PE became the hell pit of my day. There is no place to hide in PE. It’s the closest thing ever to being naked in public. Kirby was in my PE class. He was lanky and pimply, and he had the signature changing voice of boys his age. His black-rimmed glasses, perhaps cool in high school, set off a nerd alarm in junior high. He had to wear a thick black strap around his head in PE to keep the glasses from falling off. That caused him further disgrace and made him the target of the eighth-grade wedgie brigade.
Kirby was much more consumed with biting his nails than looking anyone in the eye.
We were the slowest runners on our Friday cross-country laps. One Friday, during a run, I tripped over a protruding tree root on the sidewalk and fell. Kirby stopped, helped me up, and asked if I was okay.
After that, we started eating lunch together in his spot: against the chain-link fence bordering the parking lot. He was obsessed with the Beatles and J.R.R. Tolkien books. I was obsessed with James Herriot novels and the Westminster Kennel Club Dog Show. I even told him my secret about belonging to the American Kennel Club under the pseudonym Nan Tuckers. Not even my mom knows that.
With each other we found the confidence to be ourselves without worrying about being judged or criticized. But in the larger world, Kirby kept biting his nails and I kept my head down.
Then Nina came along. Military kid hopping from town to town. She’d returned to the United States after her dad had been stationed in France for two years. Bold and resilient yet gentle and lovable, she held the essence of an Irish setter.
Nina wore pink
Converse high-tops in our PE class and actually made the PE uniform look cool. Sometimes during those Friday laps, she would sprint to the front of the pack because she could, but more often than not, she ran slowly with Kirby and me.
She forced us to eat lunch at a lunch table, made us read Jim Morrison lyrics, and taught us French endearments like “mon petit chou,” which means “my little cabbage.” She swears people say that.
Any clique at school would have allowed Nina in, but for some reason, she chose Kirby and me. Being in the front of a line or in clear view of others didn’t scare her. We were right there with her but always were— and still are—within the edges of her shadow.
“Are you ready?” Kirby asks from inside the bathroom, snapping me to attention.
I move away from the wall. “For what? I’ve got to tell you something and I don’t have much time.”
The door squeaks open to reveal Nina and Kirby standing side by side with hair the hue of a blue ribbon one might find on a winning science fair project (never my science fair project).

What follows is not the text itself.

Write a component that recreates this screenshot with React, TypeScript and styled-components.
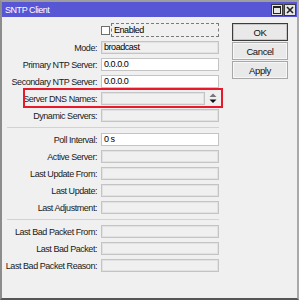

“ Ta-da!” Nina shouts. “What do you think?” She shakes her head, allowing her once auburn hair to dangle its blue below her shoulders. Kirby pokes his fingers through his straggly hair. “Are you in?” Nina asks.
“No way.”
Nina seems hurt. “Is this because of last night?”
“What do you mean?”
“I mean, are you holding back because you’re mad at me?”
“Of course not.” I want to tell her I don’t get how she could even think of Laney, Maryann, and those other girls as friends. But I would only sound jealous. And maybe I am.
“I thought we should branch out a little, Nat. And where did you disappear to, by the way?”
“The backyard. What? You weren’t part of the team that ornamented me with bras?”
“No.” She lets out a giggle.
“Yeah,” I say with a straight face, “hilarious.”
“Did you have any fun at all?” she asks.